Mi voz es un indicio. Aparentemente no dice nada, es más que sigilosa. Disfruto de la pausa que genera mi manifestación. Cesan las palabras que revolotean por el mundo dándole sentido a lo irremediable, prolíficas. Como máximo me adjudican una onomatopeya: shhhhh (la coincidencia con las iniciales de quien suscribe es pura casualidad).
A pesar de mi rotunda abstención de todo decir, muchos me interpretan. Hasta figuro en refranes, “quien calla, otorga”, por ejemplo. No es fácil acotar mi naturaleza a lo que mi naturaleza implica: mutismo. Es como si todos pretendieran sacar alguna conclusión de lo que no se dice. Me cuesta sostener el estoicismo. En tanto Silencio, parece que nadie respetara mi callada presencia. Si al menos hicieran caso a la sugerencia de Borges: “No hables a menos que puedas mejorar el silencio”.
En el amor me reduzco a los opuestos. O el silencio es bienvenido para el discurrir de los besos, o mi aparición determina finales por incomunicación de las partes; en las guerras me festejan cuando anuncio el cese del fuego, pero también soy la excusa de líderes para declararla.
Estoy en el título de una novela –quizá de las mejores para comprender la aberración del nazismo–, El silencio del mar, de Vercors. A pesar de ocupar un lugar terrible en la historia, permito a sus protagonistas manifestar el sentimiento indescriptible de la opresión.
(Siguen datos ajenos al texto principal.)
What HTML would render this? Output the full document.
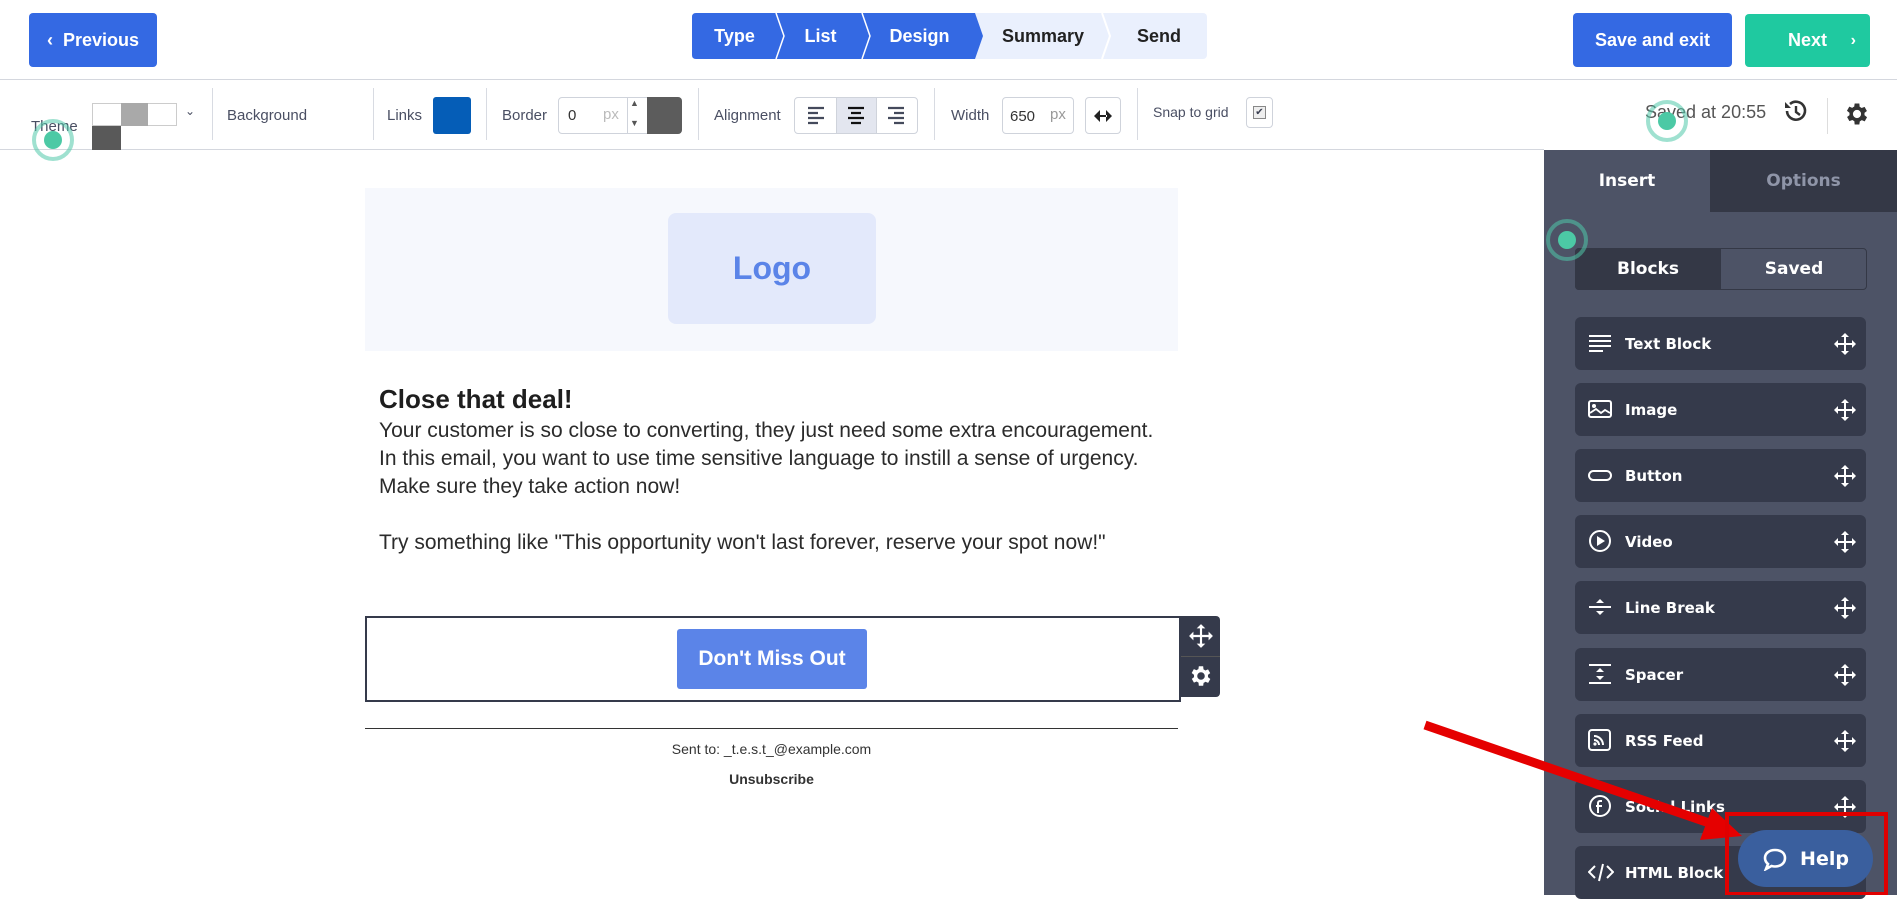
<!DOCTYPE html>
<html><head><meta charset="utf-8"><style>
*{box-sizing:border-box;margin:0;padding:0}
body{width:1897px;height:895px;overflow:hidden;background:#fff;font-family:"Liberation Sans",sans-serif;position:relative;color:#3a3f51}
.a{position:absolute}
.btn{position:absolute;color:#fff;font-weight:bold;font-size:18px;border-radius:4px;display:flex;align-items:center;justify-content:center}
.step{position:absolute;top:13px;height:46px;display:flex;align-items:center;justify-content:center;font-weight:bold;font-size:18px}
.lbl{position:absolute;font-size:15px;color:#4a4f63}
.sep{position:absolute;top:88px;width:1px;height:52px;background:#d8dbe2}
.item{position:absolute;left:1575px;width:291px;height:53px;background:#353a4b;border-radius:6px;color:#fff;font-weight:bold;font-size:15px;font-family:"DejaVu Sans",sans-serif;display:flex;align-items:center;padding-left:50px}
.item svg.ic{position:absolute;left:13px;top:15px}
.ring{position:absolute;width:42px;height:42px;border-radius:50%;border:4px solid rgba(80,200,170,.55)}
.ring:after{content:"";position:absolute;left:8px;top:8px;width:18px;height:18px;border-radius:50%;background:#4cc9a5}
p.t{font-size:21px;line-height:28px;color:#2b2b2b}
.tab{position:absolute;display:flex;align-items:center;justify-content:center;font-weight:bold;font-size:17px;font-family:"DejaVu Sans",sans-serif}
</style></head><body>
<div class="btn" style="left:29px;top:13px;width:128px;height:54px;background:#3469e3">‹&nbsp;&nbsp;Previous</div>
<div class="a" style="left:692px;top:13px;width:515px;height:46px;background:#eaf0fd;border-radius:4px"></div>
<svg class="a" style="left:692px;top:13px" width="420" height="46"><path d="M4 0H283L291 23L283 46H4Q0 46 0 42V4Q0 0 4 0Z" fill="#3469e3"/><path d="M84 0L92 23L84 46M170 0L178 23L170 46" stroke="#fff" stroke-width="1.5" fill="none"/><path d="M410 0L418 23L410 46" stroke="#fff" stroke-width="2" fill="none"/></svg>
<div class="step" style="left:692px;width:85px;color:#fff">Type</div>
<div class="step" style="left:777px;width:87px;color:#fff">List</div>
<div class="step" style="left:864px;width:111px;color:#fff">Design</div>
<div class="step" style="left:975px;width:136px;color:#222">Summary</div>
<div class="step" style="left:1111px;width:96px;color:#222">Send</div>
<div class="btn" style="left:1573px;top:13px;width:159px;height:54px;background:#3469e3">Save and exit</div>
<div class="btn" style="left:1745px;top:14px;width:125px;height:53px;background:#1fc9a0">Next<span style="position:absolute;right:14px;font-size:16px">›</span></div>
<div class="a" style="left:0;top:79px;width:1897px;height:1px;background:#d4d7de"></div>
<div class="a" style="left:0;top:149px;width:1544px;height:1px;background:#d4d7de"></div>

<div class="lbl" style="left:31px;top:118px">Theme</div>
<div class="a" style="left:92px;top:103px;width:85px;height:23px;border:1px solid #ccc;background:#fff"></div>
<div class="a" style="left:121px;top:103px;width:27px;height:23px;background:#a9a9a9"></div>
<div class="a" style="left:92px;top:126px;width:29px;height:24px;background:#595959"></div>
<div class="lbl" style="left:185px;top:104px;font-size:12px">⌄</div>
<div class="sep" style="left:212px"></div>
<div class="lbl" style="left:227px;top:107px">Background</div>
<div class="sep" style="left:373px"></div>
<div class="lbl" style="left:387px;top:107px">Links</div>
<div class="a" style="left:433px;top:97px;width:38px;height:37px;background:#055db7;border-radius:3px"></div>
<div class="sep" style="left:486px"></div>
<div class="lbl" style="left:502px;top:107px">Border</div>
<div class="a" style="left:558px;top:97px;width:124px;height:37px;border:1px solid #cfd3db;border-radius:4px;background:#fff"></div>
<div class="lbl" style="left:568px;top:107px;color:#333">0</div>
<div class="lbl" style="left:603px;top:106px;color:#bbb">px</div>
<div class="a" style="left:627px;top:97px;width:1px;height:37px;background:#cfd3db"></div>
<div class="lbl" style="left:630px;top:98px;font-size:9px;color:#555">▲</div>
<div class="lbl" style="left:630px;top:118px;font-size:9px;color:#555">▼</div>
<div class="a" style="left:647px;top:97px;width:35px;height:37px;background:#5c5c5c;border-radius:0 4px 4px 0"></div>
<div class="sep" style="left:698px"></div>
<div class="lbl" style="left:714px;top:107px">Alignment</div>
<div class="a" style="left:794px;top:97px;width:124px;height:37px;border:1px solid #cfd3db;border-radius:4px;background:#fff"></div>
<div class="a" style="left:836px;top:98px;width:41px;height:35px;background:#e3e6ef;border-left:1px solid #cfd3db;border-right:1px solid #cfd3db"></div>
<svg class="a" style="left:805px;top:105px" width="110" height="20"><g stroke="#444a5c" stroke-width="2.2"><path d="M3 3h16M3 8h10M3 13h16M3 18h10"/><path d="M43 3h16M46 8h10M43 13h16M46 18h10" stroke="#111"/><path d="M83 3h16M89 8h10M83 13h16M89 18h10"/></g></svg>
<div class="sep" style="left:934px"></div>
<div class="lbl" style="left:951px;top:107px">Width</div>
<div class="a" style="left:1002px;top:97px;width:72px;height:37px;border:1px solid #cfd3db;border-radius:4px"></div>
<div class="lbl" style="left:1010px;top:108px;color:#333">650</div>
<div class="lbl" style="left:1050px;top:106px;color:#999">px</div>
<div class="a" style="left:1085px;top:97px;width:36px;height:37px;border:1px solid #cfd3db;border-radius:4px"></div>
<svg class="a" style="left:1093px;top:109px" width="20" height="14"><path d="M1 7L7 1V13ZM19 7L13 1V13Z M6 6h8v2H6z" fill="#222"/></svg>
<div class="sep" style="left:1137px"></div>
<div class="lbl" style="left:1153px;top:104px;font-size:14px">Snap to grid</div>
<div class="a" style="left:1246px;top:97px;width:27px;height:31px;border:1px solid #cfd3db;border-radius:4px"></div>
<div class="a" style="left:1253px;top:106px;width:13px;height:13px;border:1px solid #888;background:#eee;font-size:10px;line-height:12px;text-align:center">✔</div>
<div class="lbl" style="left:1645px;top:102px;font-size:18px;color:#555">Saved at 20:55</div>
<svg class="a" style="left:1782px;top:98px" width="26" height="26"><path d="M5 13A9 9 0 1 0 8 6" stroke="#333" stroke-width="2.6" fill="none"/><path d="M3 4v6h6z" fill="#333"/><path d="M14 8v6l4 3" stroke="#333" stroke-width="2.4" fill="none"/></svg>
<div class="a" style="left:1827px;top:98px;width:1px;height:36px;background:#ddd"></div>
<svg class="a" style="left:1843px;top:100px" width="28" height="28" viewBox="0 0 24 24"><path fill="#333" d="M19.4 13a7.5 7.5 0 0 0 0-2l2.1-1.6-2-3.5-2.5 1a7 7 0 0 0-1.7-1L15 3h-4l-.4 2.7a7 7 0 0 0-1.7 1l-2.5-1-2 3.5L6.6 11a7.5 7.5 0 0 0 0 2l-2.1 1.6 2 3.5 2.5-1a7 7 0 0 0 1.7 1L11 21h4l.4-2.7a7 7 0 0 0 1.7-1l2.5 1 2-3.5zM13 15.5a3.5 3.5 0 1 1 0-7 3.5 3.5 0 0 1 0 7z" transform="translate(-1 0)"/></svg>

<!-- email -->
<div class="a" style="left:365px;top:188px;width:813px;height:163px;background:#f6f8fd"></div>
<div class="a" style="left:668px;top:213px;width:208px;height:111px;background:#e3e9fb;border-radius:8px;display:flex;align-items:center;justify-content:center;color:#5b84e8;font-weight:bold;font-size:32px">Logo</div>
<div class="a" style="left:379px;top:384px;font-size:26px;font-weight:bold;color:#1e1e1e">Close that deal!</div>
<div class="a" style="left:379px;top:417px;width:800px">
<p class="t">Your customer is so close to converting, they just need some extra encouragement.</p>
<p class="t">In this email, you want to use time sensitive language to instill a sense of urgency.</p>
<p class="t">Make sure they take action now!</p>
<p class="t">&nbsp;</p>
<p class="t">Try something like "This opportunity won't last forever, reserve your spot now!"</p></div>
<div class="a" style="left:365px;top:616px;width:816px;height:86px;border:2px solid #353a4b"></div>
<div class="a" style="left:677px;top:629px;width:190px;height:60px;background:#5b84e8;border-radius:3px;color:#fff;font-weight:bold;font-size:21px;display:flex;align-items:center;justify-content:center">Don't Miss Out</div>
<div class="a" style="left:1181px;top:616px;width:39px;height:81px;background:#353a4b;border-radius:0 4px 4px 0"></div>
<div class="a" style="left:1181px;top:656px;width:39px;height:1px;background:#555"></div>
<svg class="a" style="left:1188px;top:623px" width="26" height="26" viewBox="0 0 24 24"><path fill="#fff" d="M12 1l4 4h-3v6h6V8l4 4-4 4v-3h-6v6h3l-4 4-4-4h3v-6H5v3l-4-4 4-4v3h6V5H8z"/></svg>
<svg class="a" style="left:1188px;top:663px" width="26" height="26" viewBox="0 0 24 24"><path fill="#fff" d="M19.4 13a7.5 7.5 0 0 0 0-2l2.1-1.6-2-3.5-2.5 1a7 7 0 0 0-1.7-1L15 3h-4l-.4 2.7a7 7 0 0 0-1.7 1l-2.5-1-2 3.5L6.6 11a7.5 7.5 0 0 0 0 2l-2.1 1.6 2 3.5 2.5-1a7 7 0 0 0 1.7 1L11 21h4l.4-2.7a7 7 0 0 0 1.7-1l2.5 1 2-3.5zM13 15.5a3.5 3.5 0 1 1 0-7 3.5 3.5 0 0 1 0 7z" transform="translate(-1 0)"/></svg>
<div class="a" style="left:365px;top:728px;width:813px;height:1px;background:#333"></div>
<div class="a" style="left:365px;top:741px;width:813px;text-align:center;font-size:14px;color:#333">Sent to: _t.e.s.t_@example.com</div>
<div class="a" style="left:365px;top:771px;width:813px;text-align:center;font-size:14px;font-weight:bold;color:#333">Unsubscribe</div>

<!-- sidebar -->
<div class="a" style="left:1544px;top:150px;width:353px;height:745px;background:#4d5366"></div>
<div class="a" style="left:1710px;top:150px;width:187px;height:62px;background:#343846"></div>
<div class="tab" style="left:1544px;top:150px;width:166px;height:62px;color:#fff">Insert</div>
<div class="tab" style="left:1710px;top:150px;width:187px;height:62px;color:#8f95a8">Options</div>
<div class="a" style="left:1575px;top:248px;width:292px;height:42px;border:1px solid #343846;border-radius:4px;background:#4d5366"></div>
<div class="tab" style="left:1575px;top:248px;width:146px;height:42px;background:#343846;border-radius:4px 0 0 4px;color:#fff">Blocks</div>
<div class="tab" style="left:1721px;top:248px;width:146px;height:42px;color:#fff">Saved</div>

<div class="item" style="top:317px"><svg class="ic" width="24" height="22"><path d="M1 4h22M1 9h22M1 14h22M1 19h14" stroke="#fff" stroke-width="2"/></svg>Text Block</div>
<div class="item" style="top:383px"><svg class="ic" width="24" height="22"><rect x="1" y="3" width="22" height="16" rx="2" stroke="#fff" stroke-width="2" fill="none"/><circle cx="6" cy="8" r="2" fill="#fff"/><path d="M2 15l6-4 5 4 4-3 5 3" stroke="#fff" stroke-width="1.8" fill="none"/></svg>Image</div>
<div class="item" style="top:449px"><svg class="ic" width="24" height="22"><rect x="1" y="7" width="22" height="9" rx="4.5" stroke="#fff" stroke-width="2" fill="none"/></svg>Button</div>
<div class="item" style="top:515px"><svg class="ic" width="24" height="24"><circle cx="12" cy="11" r="10" stroke="#fff" stroke-width="2" fill="none"/><path d="M9 6v10l8-5z" fill="#fff"/></svg>Video</div>
<div class="item" style="top:581px"><svg class="ic" width="24" height="22"><path d="M1 11h22" stroke="#fff" stroke-width="2"/><path d="M8 7h8l-4-4zM8 15h8l-4 4z" fill="#fff"/></svg>Line Break</div>
<div class="item" style="top:648px"><svg class="ic" width="24" height="22"><path d="M1 2h22M1 20h22" stroke="#fff" stroke-width="2"/><path d="M8 9h8l-4-4zM8 13h8l-4 4z" fill="#fff"/></svg>Spacer</div>
<div class="item" style="top:714px"><svg class="ic" width="24" height="22"><rect x="1" y="1" width="21" height="20" rx="3" stroke="#fff" stroke-width="2" fill="none"/><path d="M6 7a9 9 0 0 1 9 9M6 11a5 5 0 0 1 5 5" stroke="#fff" stroke-width="2" fill="none"/><circle cx="7" cy="15" r="1.6" fill="#fff"/></svg>RSS Feed</div>
<div class="item" style="top:780px"><svg class="ic" width="24" height="24"><circle cx="12" cy="11" r="10" stroke="#fff" stroke-width="2" fill="none"/><path d="M14 6h-2a2 2 0 0 0-2 2v10M8 11h6" stroke="#fff" stroke-width="2" fill="none"/></svg>Social Links</div>
<div class="item" style="top:846px"><svg class="ic" width="26" height="22"><path d="M7 5l-6 6 6 6M19 5l6 6-6 6M15 3l-4 17" stroke="#fff" stroke-width="2" fill="none"/></svg>HTML Block</div>
<svg class="a" style="left:0;top:0;pointer-events:none" width="1897" height="895">
<defs><path id="mv" d="M12 1l4 4h-3v6h6V8l4 4-4 4v-3h-6v6h3l-4 4-4-4h3v-6H5v3l-4-4 4-4v3h6V5H8z" fill="#fff"/></defs>
<use href="#mv" x="1833" y="332"/><use href="#mv" x="1833" y="398"/><use href="#mv" x="1833" y="464"/><use href="#mv" x="1833" y="530"/><use href="#mv" x="1833" y="596"/><use href="#mv" x="1833" y="663"/><use href="#mv" x="1833" y="729"/><use href="#mv" x="1833" y="795"/>
<path d="M1425 725L1715 825" stroke="#e50000" stroke-width="9"/>
<path d="M1742 836L1700 840L1712 808Z" fill="#e50000"/>
<rect x="1727" y="814" width="159" height="80" stroke="#e00000" stroke-width="4" fill="none"/>
</svg>
<div class="a" style="left:1738px;top:830px;width:135px;height:57px;border-radius:29px;background:#3a5f9e;color:#fff;font-weight:bold;font-size:19px;font-family:'DejaVu Sans',sans-serif;display:flex;align-items:center;justify-content:center;gap:12px"><svg width="26" height="24"><path d="M13 3C7 3 3 6.5 3 11c0 2.4 1.2 4.5 3 6l-2 5 5.5-3c1.1.3 2.3.5 3.5.5 6 0 10-3.5 10-8.5S19 3 13 3z" stroke="#fff" stroke-width="2.6" fill="none"/></svg>Help</div>
<div class="ring" style="left:32px;top:119px"></div>
<div class="ring" style="left:1646px;top:100px"></div>
<div class="ring" style="left:1546px;top:219px"></div>
</body></html>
También “las mentiras más crueles son dichas en silencio”, como propone Stevenson, y a su vez, “a los silenciosos no se les puede quitar la palabra”.
En este último tiempo soy noticia en los diarios. Aparezco en los titulares: “No se hablan desde hace tres meses”. Un presidente y una vicepresidenta. Aunque discreto, siempre vuelo alto… Y mientras ellos callan, yo crezco. ¿Seré silencio de los que separan o de los que reparan?